● **Problem to work on**: Exactly retype the lines of the material from its first line to the line with "const subTabs = ['Time", including both.

________________________

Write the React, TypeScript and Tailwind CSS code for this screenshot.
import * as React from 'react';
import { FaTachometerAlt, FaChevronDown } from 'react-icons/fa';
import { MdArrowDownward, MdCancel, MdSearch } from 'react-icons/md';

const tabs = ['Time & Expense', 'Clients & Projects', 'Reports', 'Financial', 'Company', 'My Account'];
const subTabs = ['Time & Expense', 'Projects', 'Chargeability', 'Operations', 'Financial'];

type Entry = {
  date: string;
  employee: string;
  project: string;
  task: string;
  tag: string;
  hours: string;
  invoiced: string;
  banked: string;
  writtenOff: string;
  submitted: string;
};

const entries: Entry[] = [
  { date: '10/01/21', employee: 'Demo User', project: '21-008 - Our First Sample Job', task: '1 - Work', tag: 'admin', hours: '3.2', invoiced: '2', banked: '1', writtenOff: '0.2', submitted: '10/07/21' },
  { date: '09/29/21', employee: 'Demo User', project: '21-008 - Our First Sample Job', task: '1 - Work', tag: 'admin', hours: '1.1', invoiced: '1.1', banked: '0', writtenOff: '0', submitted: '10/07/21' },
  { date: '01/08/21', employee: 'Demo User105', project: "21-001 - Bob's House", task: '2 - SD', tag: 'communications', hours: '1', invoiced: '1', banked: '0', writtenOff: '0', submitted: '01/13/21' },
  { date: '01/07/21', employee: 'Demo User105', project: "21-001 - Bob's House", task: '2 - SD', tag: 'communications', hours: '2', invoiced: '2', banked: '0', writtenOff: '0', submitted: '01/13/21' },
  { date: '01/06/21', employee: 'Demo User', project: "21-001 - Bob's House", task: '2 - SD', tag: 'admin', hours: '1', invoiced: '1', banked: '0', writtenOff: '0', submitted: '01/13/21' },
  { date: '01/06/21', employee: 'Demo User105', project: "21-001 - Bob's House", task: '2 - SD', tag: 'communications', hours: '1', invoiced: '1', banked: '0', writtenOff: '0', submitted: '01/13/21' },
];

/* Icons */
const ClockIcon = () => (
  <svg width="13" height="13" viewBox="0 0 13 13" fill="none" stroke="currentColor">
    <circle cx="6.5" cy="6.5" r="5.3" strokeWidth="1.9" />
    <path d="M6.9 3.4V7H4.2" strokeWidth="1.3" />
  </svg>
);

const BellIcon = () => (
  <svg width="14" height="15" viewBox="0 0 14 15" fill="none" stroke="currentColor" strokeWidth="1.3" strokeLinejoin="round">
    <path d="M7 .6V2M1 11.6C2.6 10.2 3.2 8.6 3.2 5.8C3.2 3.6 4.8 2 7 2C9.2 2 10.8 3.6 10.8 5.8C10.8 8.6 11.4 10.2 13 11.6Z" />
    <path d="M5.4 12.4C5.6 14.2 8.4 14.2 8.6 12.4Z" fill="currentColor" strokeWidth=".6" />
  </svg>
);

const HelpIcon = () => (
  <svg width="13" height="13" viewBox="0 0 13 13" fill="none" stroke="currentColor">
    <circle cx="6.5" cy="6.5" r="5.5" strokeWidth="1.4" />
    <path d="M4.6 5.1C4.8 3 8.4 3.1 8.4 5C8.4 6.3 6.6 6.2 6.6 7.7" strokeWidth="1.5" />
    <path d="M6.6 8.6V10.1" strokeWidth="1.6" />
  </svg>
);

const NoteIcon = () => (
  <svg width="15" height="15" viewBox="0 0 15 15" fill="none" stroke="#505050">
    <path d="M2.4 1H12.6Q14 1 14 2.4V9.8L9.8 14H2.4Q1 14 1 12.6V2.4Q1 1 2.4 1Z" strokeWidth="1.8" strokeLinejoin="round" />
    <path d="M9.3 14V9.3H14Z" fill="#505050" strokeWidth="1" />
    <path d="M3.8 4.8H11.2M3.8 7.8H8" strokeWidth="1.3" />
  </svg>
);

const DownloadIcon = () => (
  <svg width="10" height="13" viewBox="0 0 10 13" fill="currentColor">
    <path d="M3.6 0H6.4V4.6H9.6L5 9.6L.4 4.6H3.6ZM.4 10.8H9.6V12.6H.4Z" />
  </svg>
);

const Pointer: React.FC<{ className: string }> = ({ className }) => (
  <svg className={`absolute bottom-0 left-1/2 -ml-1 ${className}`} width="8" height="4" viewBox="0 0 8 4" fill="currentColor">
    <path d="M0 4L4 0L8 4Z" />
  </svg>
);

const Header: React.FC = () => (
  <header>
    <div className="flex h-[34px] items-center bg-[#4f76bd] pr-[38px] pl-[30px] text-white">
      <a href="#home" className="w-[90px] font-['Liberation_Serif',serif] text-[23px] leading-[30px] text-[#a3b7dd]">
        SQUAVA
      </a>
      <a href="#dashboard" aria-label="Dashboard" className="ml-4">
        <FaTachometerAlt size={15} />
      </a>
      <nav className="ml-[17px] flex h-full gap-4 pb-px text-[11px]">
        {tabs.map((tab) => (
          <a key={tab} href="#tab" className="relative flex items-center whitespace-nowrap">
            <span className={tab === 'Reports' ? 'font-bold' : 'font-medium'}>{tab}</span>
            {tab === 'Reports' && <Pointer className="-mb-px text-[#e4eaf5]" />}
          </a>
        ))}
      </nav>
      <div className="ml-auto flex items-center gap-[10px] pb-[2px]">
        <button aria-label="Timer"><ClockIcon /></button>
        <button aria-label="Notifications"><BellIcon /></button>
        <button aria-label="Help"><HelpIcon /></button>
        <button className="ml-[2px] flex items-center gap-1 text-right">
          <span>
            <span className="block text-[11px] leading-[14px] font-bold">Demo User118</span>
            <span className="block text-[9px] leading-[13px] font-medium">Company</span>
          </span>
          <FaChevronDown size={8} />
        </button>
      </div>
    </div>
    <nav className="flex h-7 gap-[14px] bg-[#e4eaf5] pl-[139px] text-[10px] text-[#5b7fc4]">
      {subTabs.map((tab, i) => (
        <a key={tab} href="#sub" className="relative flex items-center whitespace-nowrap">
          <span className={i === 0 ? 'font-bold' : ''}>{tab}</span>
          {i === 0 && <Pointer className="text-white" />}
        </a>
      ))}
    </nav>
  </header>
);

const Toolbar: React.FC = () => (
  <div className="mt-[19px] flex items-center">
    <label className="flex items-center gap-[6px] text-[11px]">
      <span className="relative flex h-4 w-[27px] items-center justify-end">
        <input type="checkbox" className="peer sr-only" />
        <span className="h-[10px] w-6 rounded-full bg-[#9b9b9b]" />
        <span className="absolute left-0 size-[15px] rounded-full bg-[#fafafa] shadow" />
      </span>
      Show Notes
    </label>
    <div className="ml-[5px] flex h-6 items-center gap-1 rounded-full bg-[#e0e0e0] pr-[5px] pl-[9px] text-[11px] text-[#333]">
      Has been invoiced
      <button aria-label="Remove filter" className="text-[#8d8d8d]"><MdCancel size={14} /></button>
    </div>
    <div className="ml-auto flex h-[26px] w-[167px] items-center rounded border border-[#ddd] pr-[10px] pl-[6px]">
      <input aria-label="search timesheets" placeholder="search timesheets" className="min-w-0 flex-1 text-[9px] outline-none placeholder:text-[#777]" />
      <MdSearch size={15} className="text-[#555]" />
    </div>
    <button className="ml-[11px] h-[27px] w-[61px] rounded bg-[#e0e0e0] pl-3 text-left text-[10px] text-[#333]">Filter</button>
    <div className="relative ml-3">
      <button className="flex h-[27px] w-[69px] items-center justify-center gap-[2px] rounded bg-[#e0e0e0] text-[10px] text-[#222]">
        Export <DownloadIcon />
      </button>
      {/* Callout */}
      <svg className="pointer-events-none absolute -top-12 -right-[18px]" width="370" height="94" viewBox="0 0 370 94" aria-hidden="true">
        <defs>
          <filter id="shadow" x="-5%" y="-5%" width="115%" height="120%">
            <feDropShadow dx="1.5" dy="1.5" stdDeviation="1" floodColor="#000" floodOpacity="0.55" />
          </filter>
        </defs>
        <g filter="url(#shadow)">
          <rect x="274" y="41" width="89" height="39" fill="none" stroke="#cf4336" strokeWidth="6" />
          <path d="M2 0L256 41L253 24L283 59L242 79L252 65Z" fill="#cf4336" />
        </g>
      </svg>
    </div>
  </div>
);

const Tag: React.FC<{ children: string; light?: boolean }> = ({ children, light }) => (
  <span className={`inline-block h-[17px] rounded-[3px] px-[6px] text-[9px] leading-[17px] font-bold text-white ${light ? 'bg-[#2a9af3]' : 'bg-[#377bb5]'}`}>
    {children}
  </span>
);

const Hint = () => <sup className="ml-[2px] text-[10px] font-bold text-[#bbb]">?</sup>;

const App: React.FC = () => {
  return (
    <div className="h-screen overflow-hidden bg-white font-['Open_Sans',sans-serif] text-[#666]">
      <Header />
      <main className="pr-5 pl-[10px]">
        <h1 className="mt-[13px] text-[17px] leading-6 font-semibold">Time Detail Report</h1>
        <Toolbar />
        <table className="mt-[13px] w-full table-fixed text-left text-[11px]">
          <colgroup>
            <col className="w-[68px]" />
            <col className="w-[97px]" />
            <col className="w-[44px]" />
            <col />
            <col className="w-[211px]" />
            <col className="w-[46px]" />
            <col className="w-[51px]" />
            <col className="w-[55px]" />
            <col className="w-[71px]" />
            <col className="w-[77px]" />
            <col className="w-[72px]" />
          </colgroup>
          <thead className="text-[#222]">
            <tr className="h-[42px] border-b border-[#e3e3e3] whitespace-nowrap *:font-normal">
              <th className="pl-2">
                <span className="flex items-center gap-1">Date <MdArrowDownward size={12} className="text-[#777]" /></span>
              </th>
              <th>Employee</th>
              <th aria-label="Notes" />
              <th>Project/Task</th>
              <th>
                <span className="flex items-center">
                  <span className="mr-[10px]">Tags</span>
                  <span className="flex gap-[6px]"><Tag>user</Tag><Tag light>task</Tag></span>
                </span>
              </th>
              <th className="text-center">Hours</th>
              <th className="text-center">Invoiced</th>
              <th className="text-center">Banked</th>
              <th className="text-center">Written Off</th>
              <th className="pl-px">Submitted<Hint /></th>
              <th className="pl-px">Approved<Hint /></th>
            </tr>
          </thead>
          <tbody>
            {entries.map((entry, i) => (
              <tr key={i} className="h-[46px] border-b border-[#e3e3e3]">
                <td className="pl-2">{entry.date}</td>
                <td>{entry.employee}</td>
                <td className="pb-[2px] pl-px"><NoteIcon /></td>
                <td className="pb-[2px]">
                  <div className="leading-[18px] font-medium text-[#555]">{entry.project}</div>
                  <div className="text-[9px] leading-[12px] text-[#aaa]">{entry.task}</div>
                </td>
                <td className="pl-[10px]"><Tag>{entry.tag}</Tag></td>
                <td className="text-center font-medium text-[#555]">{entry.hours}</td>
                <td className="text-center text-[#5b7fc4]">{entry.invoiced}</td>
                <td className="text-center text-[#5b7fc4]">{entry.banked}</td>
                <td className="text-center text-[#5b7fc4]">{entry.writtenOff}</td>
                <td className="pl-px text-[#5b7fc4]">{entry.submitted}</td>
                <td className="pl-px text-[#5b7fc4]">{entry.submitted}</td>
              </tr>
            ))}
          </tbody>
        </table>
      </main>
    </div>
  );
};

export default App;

________________________

● **Right answer**:
Write the React, TypeScript and Tailwind CSS code for this screenshot.
import * as React from 'react';
import { FaTachometerAlt, FaChevronDown } from 'react-icons/fa';
import { MdArrowDownward, MdCancel, MdSearch } from 'react-icons/md';

const tabs = ['Time & Expense', 'Clients & Projects', 'Reports', 'Financial', 'Company', 'My Account'];
const subTabs = ['Time & Expense', 'Projects', 'Chargeability', 'Operations', 'Financial'];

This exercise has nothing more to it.